**SHORT TASK:**
Reproduce every line of the listing as written, apart from the pictures.
━━━━━ DATA SECTION
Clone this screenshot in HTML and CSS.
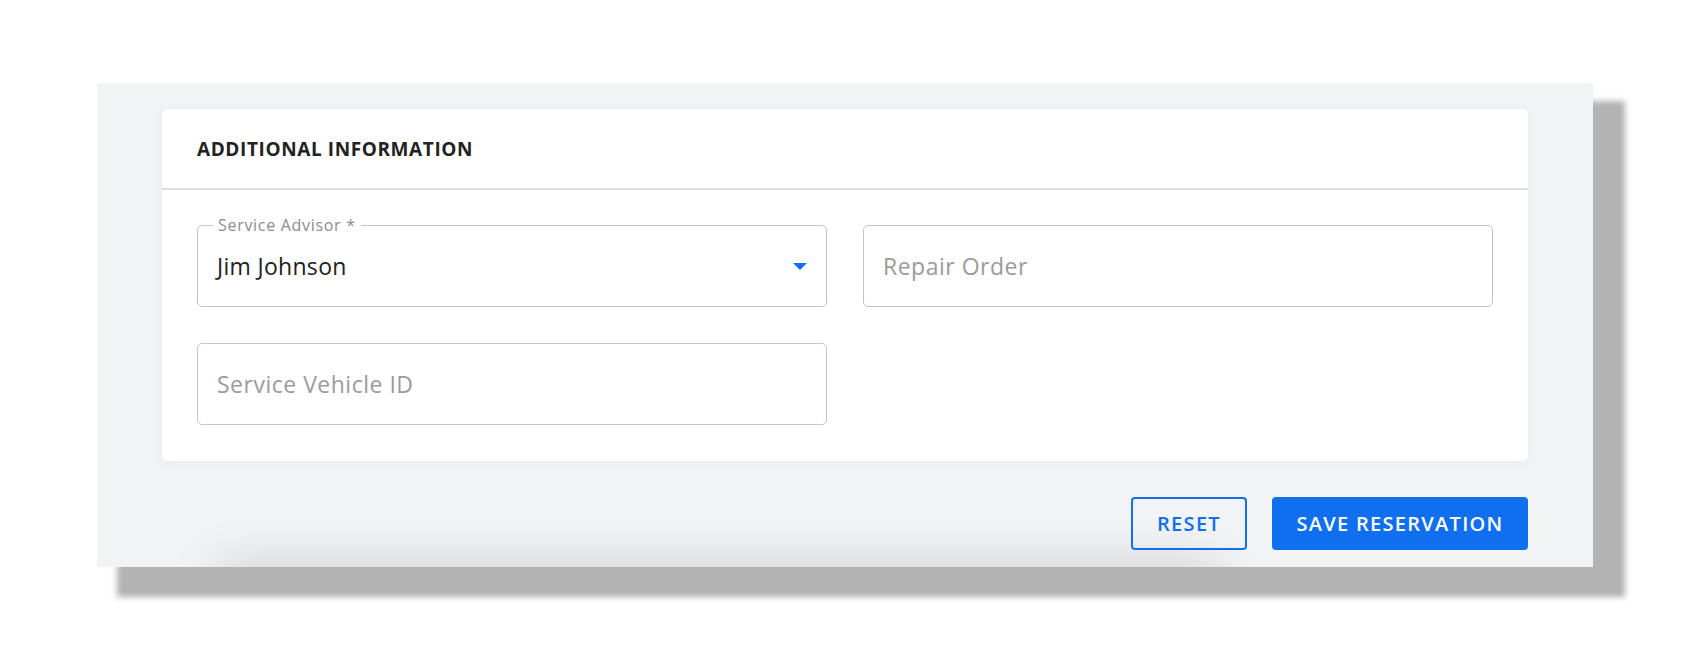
FILE: index.html
```html
<!DOCTYPE html>
<html>
  <head>
    <meta charset="UTF-8">
    <title>Additional Information</title>
    <link rel="stylesheet" href="styles.css">
  </head>
  <body>
    <div class="page">
      <div class="panel">
        <div class="card">
          <div class="card-header">ADDITIONAL INFORMATION</div>
          <div class="card-body">
            <div class="field field-filled">
              <span class="field-label">Service Advisor *</span>
              <span class="field-value">Jim Johnson</span>
              <span class="field-arrow"></span>
            </div>
            <div class="field">
              <span class="field-placeholder">Repair Order</span>
            </div>
            <div class="field">
              <span class="field-placeholder">Service Vehicle ID</span>
            </div>
          </div>
        </div>
        <div class="actions">
          <button class="btn btn-outline">RESET</button>
          <button class="btn btn-primary">SAVE RESERVATION</button>
        </div>
      </div>
    </div>
  </body>
</html>
```

FILE: styles.css
```css
html, body {
  margin: 0;
  padding: 0;
  min-height: 100%;
  background: #ffffff;
  font-family: "Open Sans", "Noto Sans", sans-serif;
}

.page {
  padding: 83px 0 96px 97px;
}

.panel {
  position: relative;
  overflow: hidden;
  width: 1496px;
  height: 484px;
  box-sizing: border-box;
  padding: 26px 65px 0 65px;
  background: #f2f3f5;
  box-shadow: 26px 24px 6px 6px #b3b3b3;
}

/* soft dark band along the bottom of the panel */
.panel::after {
  content: '';
  position: absolute;
  left: 120px;
  width: 1000px;
  top: 100%;
  height: 40px;
  box-shadow: 0 0 50px rgba(0, 0, 0, 0.17);
}

.card {
  position: relative;
  z-index: 1;
  background: #ffffff;
  border-radius: 6px;
  box-shadow: 0 2px 12px rgba(0, 0, 0, 0.04);
}

.card-header {
  height: 79px;
  display: flex;
  align-items: center;
  padding: 0 35px;
  border-bottom: 2px solid #dedede;
  font-size: 19px;
  font-weight: 700;
  letter-spacing: 0.6px;
  color: #222222;
}

.card-body {
  display: grid;
  grid-template-columns: 630px 630px;
  column-gap: 36px;
  row-gap: 36px;
  padding: 35px 35px 36px 35px;
}

.field {
  position: relative;
  height: 82px;
  box-sizing: border-box;
  border: 1px solid #c4c4c4;
  border-radius: 5px;
  display: flex;
  align-items: center;
  padding: 0 19px;
  font-size: 23px;
  letter-spacing: 0.5px;
}

.field-label {
  position: absolute;
  top: -9px;
  left: 15px;
  padding: 0 5px;
  background: #ffffff;
  font-size: 16px;
  line-height: 16px;
  letter-spacing: 0.7px;
  color: #8c8c8c;
}

.field-value {
  color: #212121;
  letter-spacing: 0.3px;
}

.field-placeholder {
  color: #9b9b9b;
}

.field-arrow {
  margin-left: auto;
  width: 0;
  height: 0;
  border-left: 7px solid transparent;
  border-right: 7px solid transparent;
  border-top: 7px solid #0f6fef;
}

.actions {
  position: relative;
  z-index: 1;
  display: flex;
  justify-content: flex-end;
  gap: 25px;
  margin-top: 36px;
}

.btn {
  height: 53px;
  box-sizing: border-box;
  padding: 0 20px;
  border-radius: 4px;
  font-family: "Open Sans", "Noto Sans", sans-serif;
  font-size: 20px;
  font-weight: 600;
  letter-spacing: 1.3px;
  cursor: pointer;
}

.btn-outline {
  width: 116px;
  background: transparent;
  border: 2px solid #0f6fef;
  color: #0f6fef;
}

.btn-primary {
  width: 256px;
  background: #0f6fef;
  border: none;
  color: #ffffff;
}
```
━━━━━━━━━━
**FINAL ANSWER:**
Clone this screenshot in HTML and CSS.
FILE: index.html
```html
<!DOCTYPE html>
<html>
  <head>
    <meta charset="UTF-8">
    <title>Additional Information</title>
    <link rel="stylesheet" href="styles.css">
  </head>
  <body>
    <div class="page">
      <div class="panel">
        <div class="card">
          <div class="card-header">ADDITIONAL INFORMATION</div>
          <div class="card-body">
            <div class="field field-filled">
              <span class="field-label">Service Advisor *</span>
              <span class="field-value">Jim Johnson</span>
              <span class="field-arrow"></span>
            </div>
            <div class="field">
              <span class="field-placeholder">Repair Order</span>
            </div>
            <div class="field">
              <span class="field-placeholder">Service Vehicle ID</span>
            </div>
          </div>
        </div>
        <div class="actions">
          <button class="btn btn-outline">RESET</button>
          <button class="btn btn-primary">SAVE RESERVATION</button>
        </div>
      </div>
    </div>
  </body>
</html>
```

FILE: styles.css
```css
html, body {
  margin: 0;
  padding: 0;
  min-height: 100%;
  background: #ffffff;
  font-family: "Open Sans", "Noto Sans", sans-serif;
}

.page {
  padding: 83px 0 96px 97px;
}

.panel {
  position: relative;
  overflow: hidden;
  width: 1496px;
  height: 484px;
  box-sizing: border-box;
  padding: 26px 65px 0 65px;
  background: #f2f3f5;
  box-shadow: 26px 24px 6px 6px #b3b3b3;
}

/* soft dark band along the bottom of the panel */
.panel::after {
  content: '';
  position: absolute;
  left: 120px;
  width: 1000px;
  top: 100%;
  height: 40px;
  box-shadow: 0 0 50px rgba(0, 0, 0, 0.17);
}

.card {
  position: relative;
  z-index: 1;
  background: #ffffff;
  border-radius: 6px;
  box-shadow: 0 2px 12px rgba(0, 0, 0, 0.04);
}

.card-header {
  height: 79px;
  display: flex;
  align-items: center;
  padding: 0 35px;
  border-bottom: 2px solid #dedede;
  font-size: 19px;
  font-weight: 700;
  letter-spacing: 0.6px;
  color: #222222;
}

.card-body {
  display: grid;
  grid-template-columns: 630px 630px;
  column-gap: 36px;
  row-gap: 36px;
  padding: 35px 35px 36px 35px;
}

.field {
  position: relative;
  height: 82px;
  box-sizing: border-box;
  border: 1px solid #c4c4c4;
  border-radius: 5px;
  display: flex;
  align-items: center;
  padding: 0 19px;
  font-size: 23px;
  letter-spacing: 0.5px;
}

.field-label {
  position: absolute;
  top: -9px;
  left: 15px;
  padding: 0 5px;
  background: #ffffff;
  font-size: 16px;
  line-height: 16px;
  letter-spacing: 0.7px;
  color: #8c8c8c;
}

.field-value {
  color: #212121;
  letter-spacing: 0.3px;
}

.field-placeholder {
  color: #9b9b9b;
}

.field-arrow {
  margin-left: auto;
  width: 0;
  height: 0;
  border-left: 7px solid transparent;
  border-right: 7px solid transparent;
  border-top: 7px solid #0f6fef;
}

.actions {
  position: relative;
  z-index: 1;
  display: flex;
  justify-content: flex-end;
  gap: 25px;
  margin-top: 36px;
}

.btn {
  height: 53px;
  box-sizing: border-box;
  padding: 0 20px;
  border-radius: 4px;
  font-family: "Open Sans", "Noto Sans", sans-serif;
  font-size: 20px;
  font-weight: 600;
  letter-spacing: 1.3px;
  cursor: pointer;
}

.btn-outline {
  width: 116px;
  background: transparent;
  border: 2px solid #0f6fef;
  color: #0f6fef;
}

.btn-primary {
  width: 256px;
  background: #0f6fef;
  border: none;
  color: #ffffff;
}
```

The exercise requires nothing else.